Conservative MPs rack up highest travel costs for taxpayers
A National Observer review of public expenditure records between 2013 and 2015 shows that Conservative MPs spent more on travel than their opposition counterparts.
While the Conservative Party's website states that since 2006 "the Harper Conservative Government has replaced the old Liberal culture of entitlement," travel records from Conservative MPs indicate otherwise.
For instance, Conservative MP Maxime Bernier, Minister of State for Small Business and Tourism,billed taxpayers $7,367 for a plane trip to Calgary and Edmonton in February 2015.
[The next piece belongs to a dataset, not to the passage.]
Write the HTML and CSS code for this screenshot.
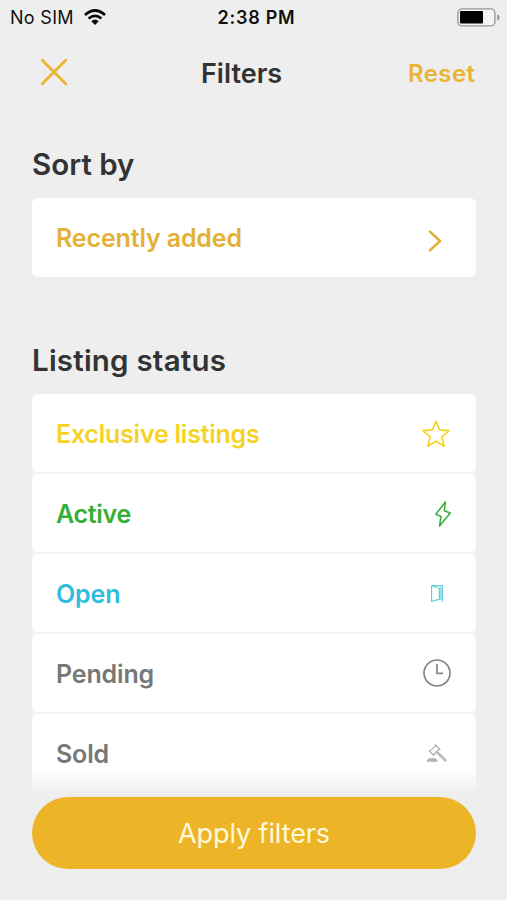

He racked up a total bill of $8,430 from the public purse from that trip alone, spending an additional $252 for 'other transport,' $587 for accommodation, $118 on meals and incidentals, and $105 on other unspecified expenses, according to figures from Industry Canada's website.
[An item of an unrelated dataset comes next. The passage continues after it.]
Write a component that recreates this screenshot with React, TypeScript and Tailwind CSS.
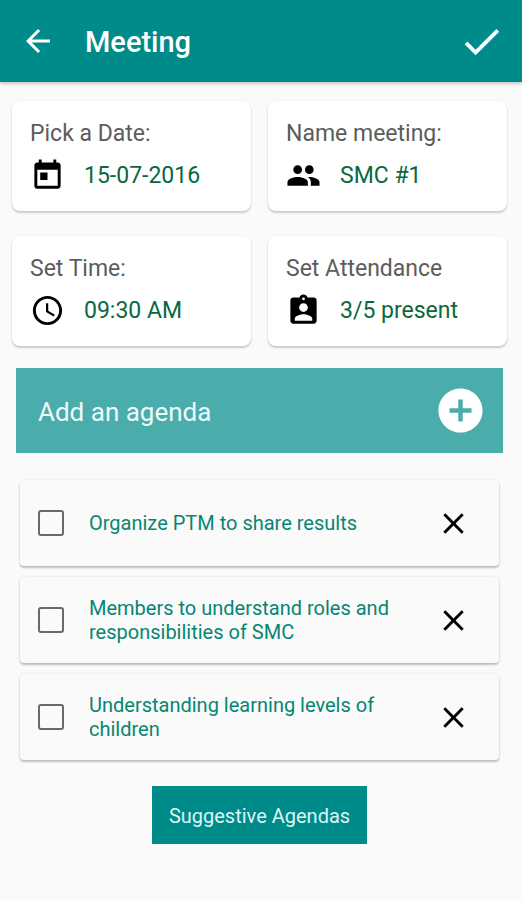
import { useState } from 'react';
import type { FormEvent } from 'react';
import type { IconType } from 'react-icons';
import { MdAccessTime, MdAddCircle, MdArrowBack, MdAssignmentInd, MdClose, MdDone, MdPeople, MdToday } from 'react-icons/md';

interface FieldDto {
  name: string;
  label: string;
  value: string;
  icon: IconType;
}

interface AgendaDto {
  id: number;
  text: string;
  checked: boolean;
}

const fields: FieldDto[] = [
  { name: 'date', label: 'Pick a Date:', value: '15-07-2016', icon: MdToday },
  { name: 'name', label: 'Name meeting:', value: 'SMC #1', icon: MdPeople },
  { name: 'time', label: 'Set Time:', value: '09:30 AM', icon: MdAccessTime },
  { name: 'attendance', label: 'Set Attendance', value: '3/5 present', icon: MdAssignmentInd },
];

const agendasInit: AgendaDto[] = [
  { id: 1, text: 'Organize PTM to share results', checked: false },
  { id: 2, text: 'Members to understand roles and responsibilities of SMC', checked: false },
  { id: 3, text: 'Understanding learning levels of children', checked: false },
];

function Header() {
  return (
    <header className="relative flex h-[82px] items-center bg-[#008b8b] pr-[17px] pl-5 text-white shadow-[0_1px_4px_rgba(0,0,0,0.3)]">
      <button type="button" aria-label="Back" className="cursor-pointer">
        <MdArrowBack size={36} />
      </button>
      <h1 className="ml-[29px] flex-1 pt-[2px] text-[29px] leading-9 font-medium">Meeting</h1>
      <button type="button" aria-label="Save" className="cursor-pointer">
        <MdDone size={47} />
      </button>
    </header>
  );
}

function FieldCard({ field }: { field: FieldDto }) {
  const [value, setValue] = useState(field.value);
  const Icon = field.icon;

  return (
    <div className="rounded-lg bg-white px-[18px] pt-[19px] pb-[18px] shadow-[0_2px_2px_rgba(0,0,0,0.18),0_0_2px_rgba(0,0,0,0.08)]">
      <label htmlFor={field.name} className="block text-[23px] leading-7 text-[#5c5c5c]">
        {field.label}
      </label>
      <div className="mt-[10px] flex items-center gap-[19px]">
        <Icon size={35} className="shrink-0 text-black" />
        <input
          id={field.name}
          type="text"
          value={value}
          onChange={(e) => setValue(e.target.value)}
          className="w-full min-w-0 bg-transparent text-[23px] leading-7 text-[#08693f] outline-none"
        />
      </div>
    </div>
  );
}

export default function App() {
  const [agendas, setAgendas] = useState<AgendaDto[]>(agendasInit);
  const [text, setText] = useState('');

  const handleAdd = (e: FormEvent) => {
    e.preventDefault();
    if (!text.trim()) return;
    setAgendas([...agendas, { id: Date.now(), text: text.trim(), checked: false }]);
    setText('');
  };

  const handleToggle = (id: number) => {
    setAgendas(agendas.map((i) => (i.id == id ? { ...i, checked: !i.checked } : i)));
  };

  return (
    <div className="min-h-screen bg-[#fafafa] font-[Roboto,sans-serif]">
      <Header />
      <main className="pt-[19px] pr-[15px] pb-14 pl-3">
        <div className="grid grid-cols-2 gap-x-[17px] gap-y-[25px]">
          {fields.map((f) => (
            <FieldCard key={f.name} field={f} />
          ))}
        </div>

        <form onSubmit={handleAdd} className="mx-1 mt-[22px] flex h-[85px] items-center bg-[#4aacab] pr-4 pl-[22px]">
          <input
            type="text"
            aria-label="Add an agenda"
            placeholder="Add an agenda"
            value={text}
            onChange={(e) => setText(e.target.value)}
            className="min-w-0 flex-1 bg-transparent pt-[2px] text-[26px] leading-8 text-white outline-none placeholder:text-[#eefafa]"
          />
          <button type="submit" aria-label="Add" className="cursor-pointer text-white">
            <MdAddCircle size={53} />
          </button>
        </form>

        <ul className="mx-2 mt-[27px] flex flex-col gap-[11px]">
          {agendas.map((i) => (
            <li
              key={i.id}
              className="flex min-h-[86px] items-center rounded-sm bg-[#fafafa] pr-7 pl-[18px] shadow-[0_2px_2px_rgba(0,0,0,0.22),0_0_3px_rgba(0,0,0,0.1)]"
            >
              <input
                id={`agenda-${i.id}`}
                type="checkbox"
                checked={i.checked}
                onChange={() => handleToggle(i.id)}
                className="size-[26px] shrink-0 cursor-pointer appearance-none rounded-[3px] border-2 border-[#6a6a6a] checked:bg-[#008b8b]"
              />
              <label htmlFor={`agenda-${i.id}`} className="ml-[25px] flex-1 text-[20px] leading-6 text-[#078573]">
                {i.text}
              </label>
              <button
                type="button"
                aria-label={`Remove ${i.text}`}
                onClick={() => setAgendas(agendas.filter((a) => a.id != i.id))}
                className="shrink-0 cursor-pointer text-black"
              >
                <MdClose size={35} />
              </button>
            </li>
          ))}
        </ul>

        <div className="mt-[26px] flex justify-center">
          <button type="button" className="cursor-pointer bg-[#008b8b] px-[17px] pt-4 pb-[14px] text-[20px] leading-7 text-[#dcf6f4]">
            Suggestive Agendas
          </button>
        </div>
      </main>
    </div>
  );
}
But not all Conservatives are high fliers. Conservative Health Minister Rona Ambrose billed only $649 for her trip to Vancouver in 2015, and Natural Resources Minister Greg Rickford has consistently travelled across the country for under $2,000.
Members of Parliament are allowed to designate one person as their "designated traveller," usually a non-dependent family member. Of all parties, Conservatives have the highest percentage of spenders on family travel between Ottawa and their constituencies.
Defense Minister Jason Kenney once billed $6,000 to fly his mother from Calgary to Ottawa, but after being called out by writer Kevin Grandia on Twitter, he promised to pay for her ticket himself in future.
Kenney’s spokesperson Daniel Proussalidis said that when the minister learned of the cost of the ticket in question, he removed his family member from Parliament’s Designated Traveller Registry and now pays for such family travel costs personally.
“During his tenure as a Member of Parliament, Mr. Kenney has used the House of Commons Designated Traveller policy to be accompanied by a family member less than once a year, far below the average for all Parliamentarians. The booking in question was made by a travel agency for an immediate family member to attend Mr. Kenney's ministerial swearing-in ceremony," said Proussalidis in an emailed statement on Sept. 25. "Notice of the event came at the last minute, when only higher cost fares were available. Mr. Kenney was not aware of the cost of the flight, and would not have authorized it had he been made aware."